Dara Folan (National University of Ireland, Galway) Wednesday, October 9, 2013

"What’s going on in Digital History? : A Global perspective"

This Digi Café will introduce participants to a range of leading digital history projects across European and North American universities ranging from major scholarly prosopographical databases to Geographical Information Systems (GIS) as applied to historical studies. In doing so, it is hoped that scholars will gain insight into the broad applicability of Digital methodologies and in turn how such resources could benefit their own research. This talk will also provide an introduction to the state of Digital Humanities in Ireland with particular reference to the Irish Digital Arts and Humanities (DAH) Doctoral Programme, a pioneering and world leading intervarsity venture which brings together 60 PhD students from across the disciplinary spectrum under the DH rubric. The dynamic, collaborative nature of this programme will be explored as will its applicability as a potential model for international adoption.  In addition, other salient supporting institutions will be discussed, namely the Digital Humanities Observatory (DHO) and the Digital Repository of Ireland (DRI) which have operated under the auspices of the Royal Irish Academy.      

Digital History: A Global Perspective (Presentation)

Nathalie Cooke (McGill University)  Monday, October 21

"Stirring the Pot: Food Studies in the Digital Age"
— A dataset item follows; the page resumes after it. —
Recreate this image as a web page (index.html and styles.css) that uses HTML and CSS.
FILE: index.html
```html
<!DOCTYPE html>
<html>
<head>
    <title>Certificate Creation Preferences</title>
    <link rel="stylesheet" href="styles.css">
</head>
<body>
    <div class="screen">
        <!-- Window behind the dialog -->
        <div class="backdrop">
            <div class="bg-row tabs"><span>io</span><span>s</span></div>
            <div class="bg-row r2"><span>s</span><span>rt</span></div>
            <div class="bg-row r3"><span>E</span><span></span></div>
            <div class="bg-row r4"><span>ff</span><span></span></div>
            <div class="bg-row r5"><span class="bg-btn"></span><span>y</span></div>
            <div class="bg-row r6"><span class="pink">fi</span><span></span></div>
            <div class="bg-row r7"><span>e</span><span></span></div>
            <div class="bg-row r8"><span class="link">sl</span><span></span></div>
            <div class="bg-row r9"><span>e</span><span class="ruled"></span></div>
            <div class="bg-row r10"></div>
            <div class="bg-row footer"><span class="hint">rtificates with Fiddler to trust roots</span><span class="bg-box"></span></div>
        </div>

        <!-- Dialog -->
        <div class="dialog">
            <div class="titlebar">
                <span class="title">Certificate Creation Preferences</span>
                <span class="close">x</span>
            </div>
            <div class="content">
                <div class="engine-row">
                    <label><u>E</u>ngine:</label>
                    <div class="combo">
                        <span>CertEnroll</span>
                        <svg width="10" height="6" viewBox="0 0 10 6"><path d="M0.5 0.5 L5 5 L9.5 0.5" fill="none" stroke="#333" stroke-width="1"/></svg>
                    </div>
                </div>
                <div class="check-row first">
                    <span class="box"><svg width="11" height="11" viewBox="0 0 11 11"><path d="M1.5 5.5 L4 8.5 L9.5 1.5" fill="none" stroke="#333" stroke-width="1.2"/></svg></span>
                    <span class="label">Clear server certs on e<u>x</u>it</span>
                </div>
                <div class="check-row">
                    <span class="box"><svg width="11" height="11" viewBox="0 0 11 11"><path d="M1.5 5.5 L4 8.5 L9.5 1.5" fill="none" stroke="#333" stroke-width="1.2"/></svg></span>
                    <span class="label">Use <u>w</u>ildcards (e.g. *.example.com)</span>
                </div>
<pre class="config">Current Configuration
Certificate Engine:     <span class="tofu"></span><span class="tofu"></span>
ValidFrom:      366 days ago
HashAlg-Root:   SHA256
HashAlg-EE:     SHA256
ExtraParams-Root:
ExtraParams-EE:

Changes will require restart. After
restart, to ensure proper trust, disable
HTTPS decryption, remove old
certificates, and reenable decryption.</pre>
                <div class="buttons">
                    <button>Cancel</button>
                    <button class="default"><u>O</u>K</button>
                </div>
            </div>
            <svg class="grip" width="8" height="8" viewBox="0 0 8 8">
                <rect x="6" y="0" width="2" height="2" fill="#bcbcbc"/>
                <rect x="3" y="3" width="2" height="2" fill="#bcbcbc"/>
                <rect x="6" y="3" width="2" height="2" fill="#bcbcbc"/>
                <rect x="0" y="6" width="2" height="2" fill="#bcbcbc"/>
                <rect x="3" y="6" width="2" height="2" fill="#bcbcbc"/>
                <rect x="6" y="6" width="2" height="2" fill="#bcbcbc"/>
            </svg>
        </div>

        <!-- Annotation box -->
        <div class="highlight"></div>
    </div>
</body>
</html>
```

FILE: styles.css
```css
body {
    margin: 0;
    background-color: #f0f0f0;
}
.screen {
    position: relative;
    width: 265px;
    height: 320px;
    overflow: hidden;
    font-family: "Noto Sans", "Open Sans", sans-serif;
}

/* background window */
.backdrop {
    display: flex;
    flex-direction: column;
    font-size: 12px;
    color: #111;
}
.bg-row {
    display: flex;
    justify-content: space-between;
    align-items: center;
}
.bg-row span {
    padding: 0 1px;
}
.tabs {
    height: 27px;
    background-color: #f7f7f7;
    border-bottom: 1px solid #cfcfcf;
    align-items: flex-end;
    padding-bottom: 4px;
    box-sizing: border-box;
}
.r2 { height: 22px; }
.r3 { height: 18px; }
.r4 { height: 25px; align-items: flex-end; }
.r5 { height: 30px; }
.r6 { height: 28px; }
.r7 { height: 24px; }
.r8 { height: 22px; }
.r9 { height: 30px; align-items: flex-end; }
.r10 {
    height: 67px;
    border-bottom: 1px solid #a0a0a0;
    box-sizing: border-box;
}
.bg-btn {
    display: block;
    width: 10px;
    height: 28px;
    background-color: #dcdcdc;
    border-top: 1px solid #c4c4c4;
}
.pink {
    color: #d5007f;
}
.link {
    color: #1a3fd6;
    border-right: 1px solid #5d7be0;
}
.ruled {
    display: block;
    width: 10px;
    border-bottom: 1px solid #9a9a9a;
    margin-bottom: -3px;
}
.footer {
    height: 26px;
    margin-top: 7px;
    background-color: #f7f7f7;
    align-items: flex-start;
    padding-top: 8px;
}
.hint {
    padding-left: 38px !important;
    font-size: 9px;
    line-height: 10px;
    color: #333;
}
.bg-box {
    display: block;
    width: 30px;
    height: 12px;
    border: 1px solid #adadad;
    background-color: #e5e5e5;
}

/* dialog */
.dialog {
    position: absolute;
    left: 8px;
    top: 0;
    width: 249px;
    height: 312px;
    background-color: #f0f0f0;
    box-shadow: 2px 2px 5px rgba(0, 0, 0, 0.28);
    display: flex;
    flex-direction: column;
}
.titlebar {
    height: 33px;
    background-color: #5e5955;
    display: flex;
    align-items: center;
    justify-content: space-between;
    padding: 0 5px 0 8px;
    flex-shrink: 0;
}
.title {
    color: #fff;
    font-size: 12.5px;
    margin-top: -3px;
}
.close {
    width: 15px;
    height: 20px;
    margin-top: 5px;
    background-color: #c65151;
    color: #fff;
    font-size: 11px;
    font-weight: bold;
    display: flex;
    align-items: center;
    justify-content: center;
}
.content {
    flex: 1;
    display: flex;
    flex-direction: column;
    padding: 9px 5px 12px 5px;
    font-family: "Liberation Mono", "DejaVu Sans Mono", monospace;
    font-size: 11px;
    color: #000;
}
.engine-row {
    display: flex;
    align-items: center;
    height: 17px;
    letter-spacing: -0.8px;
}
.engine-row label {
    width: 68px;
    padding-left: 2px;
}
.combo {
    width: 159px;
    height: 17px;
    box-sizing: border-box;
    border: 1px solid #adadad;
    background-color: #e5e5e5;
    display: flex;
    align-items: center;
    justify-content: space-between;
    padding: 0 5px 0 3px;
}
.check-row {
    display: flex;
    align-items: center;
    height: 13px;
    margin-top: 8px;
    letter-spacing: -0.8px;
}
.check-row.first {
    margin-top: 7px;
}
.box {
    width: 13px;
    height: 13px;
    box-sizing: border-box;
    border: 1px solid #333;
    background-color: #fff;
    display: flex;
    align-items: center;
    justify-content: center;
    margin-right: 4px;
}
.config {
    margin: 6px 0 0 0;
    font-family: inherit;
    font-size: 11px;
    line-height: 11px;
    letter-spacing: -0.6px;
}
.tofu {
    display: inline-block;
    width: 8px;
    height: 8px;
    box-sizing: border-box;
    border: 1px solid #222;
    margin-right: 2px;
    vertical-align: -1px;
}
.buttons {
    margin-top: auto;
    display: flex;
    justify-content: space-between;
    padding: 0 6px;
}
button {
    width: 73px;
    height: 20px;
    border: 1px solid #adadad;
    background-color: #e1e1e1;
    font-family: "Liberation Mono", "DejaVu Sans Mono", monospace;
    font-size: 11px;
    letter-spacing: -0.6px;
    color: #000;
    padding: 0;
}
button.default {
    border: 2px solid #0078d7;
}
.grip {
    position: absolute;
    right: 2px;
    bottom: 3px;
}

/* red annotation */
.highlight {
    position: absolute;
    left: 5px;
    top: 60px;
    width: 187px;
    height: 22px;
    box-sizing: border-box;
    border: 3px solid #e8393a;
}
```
How can we harness the potential of digital networks to build new knowledge -- and in ways that are collaborative, engaging, and time efficient? Some answers emerge from the newest fields of study.

For example, food is a fascinating topic, but was long thought to be too fashionable a topic to be fit fodder for academic scholarship and only very recently seen as a valuable lens through which to glimpse our relationship to the world. So humanities food studies swept onto university course lists without the traditional scholarly road maps. Exploring digital projects that have built the field during the last decade, we will discover the advantages and disadvantages of scholarly knowledge building strategies of the digital age.

Nathalie Cooke is Professor of English at McGill. Her publications explore the shaping of Canadian literary, cultural, and most recently, food tastes. She is editor of What's to Eat? Entrées in Canadian Food History (2009; Cuisine Canada Silver Award 2010) and founding editor of CuiZine: the Journal of Canadian Food Cultures; revue des cultures culinaires au Canada (2008-).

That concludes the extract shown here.